WHAT TO DO: Copy each line exactly. Drop every picture.

SUPPLIED DATA:

Start

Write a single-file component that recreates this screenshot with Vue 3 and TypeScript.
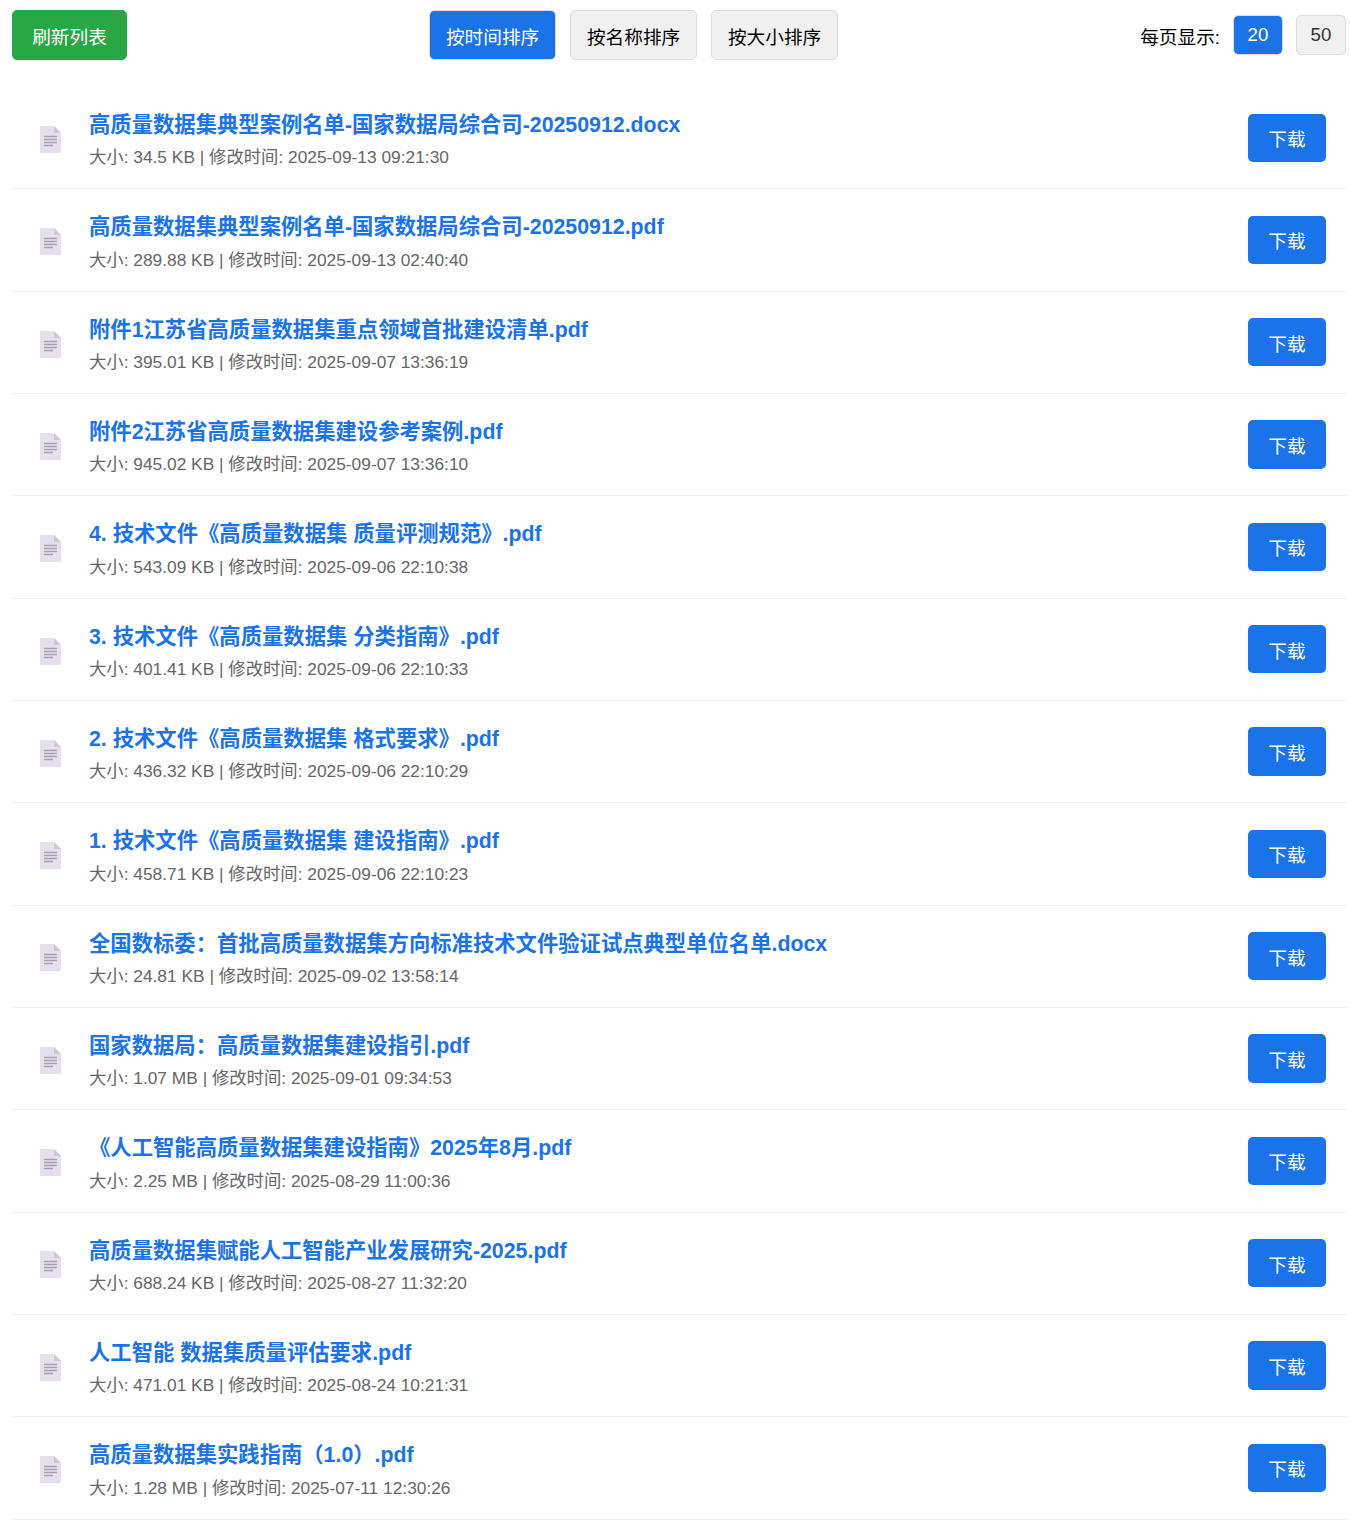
<script setup lang="ts">
interface FileItem { name: string; meta: string }
const files: FileItem[] = [
  { name: '高质量数据集典型案例名单-国家数据局综合司-20250912.docx', meta: '大小: 34.5 KB | 修改时间: 2025-09-13 09:21:30' },
  { name: '高质量数据集典型案例名单-国家数据局综合司-20250912.pdf', meta: '大小: 289.88 KB | 修改时间: 2025-09-13 02:40:40' },
  { name: '附件1江苏省高质量数据集重点领域首批建设清单.pdf', meta: '大小: 395.01 KB | 修改时间: 2025-09-07 13:36:19' },
  { name: '附件2江苏省高质量数据集建设参考案例.pdf', meta: '大小: 945.02 KB | 修改时间: 2025-09-07 13:36:10' },
  { name: '4. 技术文件《高质量数据集 质量评测规范》.pdf', meta: '大小: 543.09 KB | 修改时间: 2025-09-06 22:10:38' },
  { name: '3. 技术文件《高质量数据集 分类指南》.pdf', meta: '大小: 401.41 KB | 修改时间: 2025-09-06 22:10:33' },
  { name: '2. 技术文件《高质量数据集 格式要求》.pdf', meta: '大小: 436.32 KB | 修改时间: 2025-09-06 22:10:29' },
  { name: '1. 技术文件《高质量数据集 建设指南》.pdf', meta: '大小: 458.71 KB | 修改时间: 2025-09-06 22:10:23' },
  { name: '全国数标委：首批高质量数据集方向标准技术文件验证试点典型单位名单.docx', meta: '大小: 24.81 KB | 修改时间: 2025-09-02 13:58:14' },
  { name: '国家数据局：高质量数据集建设指引.pdf', meta: '大小: 1.07 MB | 修改时间: 2025-09-01 09:34:53' },
  { name: '《人工智能高质量数据集建设指南》2025年8月.pdf', meta: '大小: 2.25 MB | 修改时间: 2025-08-29 11:00:36' },
  { name: '高质量数据集赋能人工智能产业发展研究-2025.pdf', meta: '大小: 688.24 KB | 修改时间: 2025-08-27 11:32:20' },
  { name: '人工智能 数据集质量评估要求.pdf', meta: '大小: 471.01 KB | 修改时间: 2025-08-24 10:21:31' },
  { name: '高质量数据集实践指南（1.0）.pdf', meta: '大小: 1.28 MB | 修改时间: 2025-07-11 12:30:26' },
]
</script>

<template>
  <div class="page">
    <div class="toolbar">
      <button class="btn refresh">刷新列表</button>
      <div class="sorts">
        <button class="btn sort active">按时间排序</button>
        <button class="btn sort">按名称排序</button>
        <button class="btn sort">按大小排序</button>
      </div>
      <div class="per-page">
        <span class="per-label">每页显示:</span>
        <button class="btn size active">20</button>
        <button class="btn size">50</button>
      </div>
    </div>
    <ul class="list">
      <li v-for="f in files" :key="f.name" class="row">
        <svg class="icon" width="21" height="27" viewBox="0 0 21 27" aria-hidden="true">
          <path d="M0 0H14L21 7V27H0Z" fill="#e7dfef" />
          <path d="M14 0L21 7H14Z" fill="#cdc9d3" />
          <path d="M4 10.5H17M4 13.5H17M4 16.5H17M4 19.5H13" stroke="#a8a0b0" stroke-width="1.4" fill="none" />
        </svg>
        <div class="info">
          <a class="name" href="#">{{ f.name }}</a>
          <div class="meta">{{ f.meta }}</div>
        </div>
        <button class="download">下载</button>
      </li>
    </ul>
  </div>
</template>

<style>
body { margin: 0; background: #fff; }
</style>

<style scoped>
.page {
  padding: 10px 4px 0 12px;
  font-family: "Liberation Sans", "Noto Sans CJK SC", sans-serif;
}
.toolbar {
  display: flex;
  align-items: flex-start;
  justify-content: space-between;
  height: 50px;
  margin-bottom: 27px;
}
.btn {
  font-family: inherit;
  border-radius: 5px;
  box-sizing: border-box;
  cursor: pointer;
}
.refresh {
  width: 115px;
  height: 50px;
  background: #28a745;
  border: 1px solid #28a745;
  color: #fff;
  font-size: 18.67px;
}
.sorts {
  display: flex;
  gap: 14px;
}
.sort {
  width: 127px;
  height: 50px;
  font-size: 18.67px;
  background: #f0f0f0;
  border: 1px solid #ddd;
  color: #000;
}
.sort.active, .size.active {
  background: #1a73e8;
  background-clip: padding-box;
  border-color: #ddd;
  color: #fff;
}
.per-page {
  display: flex;
  align-items: center;
  gap: 13px;
  margin-top: 5px;
}
.per-label { font-size: 18.67px; color: #000; }
.size {
  width: 50px;
  height: 40px;
  font-size: 18.67px;
  background: #f0f0f0;
  border: 1px solid #ddd;
  color: #333;
}
.list { list-style: none; margin: 0; padding: 0; }
.row {
  display: flex;
  align-items: center;
  box-sizing: border-box;
  height: 102.33px;
  padding: 0 20px 0 28px;
  border-bottom: 1px solid #eee;
}
.icon { flex: none; margin: 3.4px 28px 0 0; }
.info { flex: 1; min-width: 0; margin-top: 4px; }
.name {
  display: block;
  font-size: 21.33px;
  line-height: 32px;
  font-weight: 700;
  color: #1a73e8;
  text-decoration: none;
}
.meta {
  margin-top: 3.34px;
  font-size: 17.33px;
  line-height: 26px;
  color: #666;
}
.download {
  flex: none;
  width: 78px;
  height: 48.33px;
  background: #1a73e8;
  border: none;
  border-radius: 5px;
  color: #fff;
  font-size: 18.67px;
  font-family: inherit;
  cursor: pointer;
}
</style>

End

TASK OUTPUT:
Write a single-file component that recreates this screenshot with Vue 3 and TypeScript.
<script setup lang="ts">
interface FileItem { name: string; meta: string }
const files: FileItem[] = [
  { name: '高质量数据集典型案例名单-国家数据局综合司-20250912.docx', meta: '大小: 34.5 KB | 修改时间: 2025-09-13 09:21:30' },
  { name: '高质量数据集典型案例名单-国家数据局综合司-20250912.pdf', meta: '大小: 289.88 KB | 修改时间: 2025-09-13 02:40:40' },
  { name: '附件1江苏省高质量数据集重点领域首批建设清单.pdf', meta: '大小: 395.01 KB | 修改时间: 2025-09-07 13:36:19' },
  { name: '附件2江苏省高质量数据集建设参考案例.pdf', meta: '大小: 945.02 KB | 修改时间: 2025-09-07 13:36:10' },
  { name: '4. 技术文件《高质量数据集 质量评测规范》.pdf', meta: '大小: 543.09 KB | 修改时间: 2025-09-06 22:10:38' },
  { name: '3. 技术文件《高质量数据集 分类指南》.pdf', meta: '大小: 401.41 KB | 修改时间: 2025-09-06 22:10:33' },
  { name: '2. 技术文件《高质量数据集 格式要求》.pdf', meta: '大小: 436.32 KB | 修改时间: 2025-09-06 22:10:29' },
  { name: '1. 技术文件《高质量数据集 建设指南》.pdf', meta: '大小: 458.71 KB | 修改时间: 2025-09-06 22:10:23' },
  { name: '全国数标委：首批高质量数据集方向标准技术文件验证试点典型单位名单.docx', meta: '大小: 24.81 KB | 修改时间: 2025-09-02 13:58:14' },
  { name: '国家数据局：高质量数据集建设指引.pdf', meta: '大小: 1.07 MB | 修改时间: 2025-09-01 09:34:53' },
  { name: '《人工智能高质量数据集建设指南》2025年8月.pdf', meta: '大小: 2.25 MB | 修改时间: 2025-08-29 11:00:36' },
  { name: '高质量数据集赋能人工智能产业发展研究-2025.pdf', meta: '大小: 688.24 KB | 修改时间: 2025-08-27 11:32:20' },
  { name: '人工智能 数据集质量评估要求.pdf', meta: '大小: 471.01 KB | 修改时间: 2025-08-24 10:21:31' },
  { name: '高质量数据集实践指南（1.0）.pdf', meta: '大小: 1.28 MB | 修改时间: 2025-07-11 12:30:26' },
]
</script>

<template>
  <div class="page">
    <div class="toolbar">
      <button class="btn refresh">刷新列表</button>
      <div class="sorts">
        <button class="btn sort active">按时间排序</button>
        <button class="btn sort">按名称排序</button>
        <button class="btn sort">按大小排序</button>
      </div>
      <div class="per-page">
        <span class="per-label">每页显示:</span>
        <button class="btn size active">20</button>
        <button class="btn size">50</button>
      </div>
    </div>
    <ul class="list">
      <li v-for="f in files" :key="f.name" class="row">
        <svg class="icon" width="21" height="27" viewBox="0 0 21 27" aria-hidden="true">
          <path d="M0 0H14L21 7V27H0Z" fill="#e7dfef" />
          <path d="M14 0L21 7H14Z" fill="#cdc9d3" />
          <path d="M4 10.5H17M4 13.5H17M4 16.5H17M4 19.5H13" stroke="#a8a0b0" stroke-width="1.4" fill="none" />
        </svg>
        <div class="info">
          <a class="name" href="#">{{ f.name }}</a>
          <div class="meta">{{ f.meta }}</div>
        </div>
        <button class="download">下载</button>
      </li>
    </ul>
  </div>
</template>

<style>
body { margin: 0; background: #fff; }
</style>

<style scoped>
.page {
  padding: 10px 4px 0 12px;
  font-family: "Liberation Sans", "Noto Sans CJK SC", sans-serif;
}
.toolbar {
  display: flex;
  align-items: flex-start;
  justify-content: space-between;
  height: 50px;
  margin-bottom: 27px;
}
.btn {
  font-family: inherit;
  border-radius: 5px;
  box-sizing: border-box;
  cursor: pointer;
}
.refresh {
  width: 115px;
  height: 50px;
  background: #28a745;
  border: 1px solid #28a745;
  color: #fff;
  font-size: 18.67px;
}
.sorts {
  display: flex;
  gap: 14px;
}
.sort {
  width: 127px;
  height: 50px;
  font-size: 18.67px;
  background: #f0f0f0;
  border: 1px solid #ddd;
  color: #000;
}
.sort.active, .size.active {
  background: #1a73e8;
  background-clip: padding-box;
  border-color: #ddd;
  color: #fff;
}
.per-page {
  display: flex;
  align-items: center;
  gap: 13px;
  margin-top: 5px;
}
.per-label { font-size: 18.67px; color: #000; }
.size {
  width: 50px;
  height: 40px;
  font-size: 18.67px;
  background: #f0f0f0;
  border: 1px solid #ddd;
  color: #333;
}
.list { list-style: none; margin: 0; padding: 0; }
.row {
  display: flex;
  align-items: center;
  box-sizing: border-box;
  height: 102.33px;
  padding: 0 20px 0 28px;
  border-bottom: 1px solid #eee;
}
.icon { flex: none; margin: 3.4px 28px 0 0; }
.info { flex: 1; min-width: 0; margin-top: 4px; }
.name {
  display: block;
  font-size: 21.33px;
  line-height: 32px;
  font-weight: 700;
  color: #1a73e8;
  text-decoration: none;
}
.meta {
  margin-top: 3.34px;
  font-size: 17.33px;
  line-height: 26px;
  color: #666;
}
.download {
  flex: none;
  width: 78px;
  height: 48.33px;
  background: #1a73e8;
  border: none;
  border-radius: 5px;
  color: #fff;
  font-size: 18.67px;
  font-family: inherit;
  cursor: pointer;
}
</style>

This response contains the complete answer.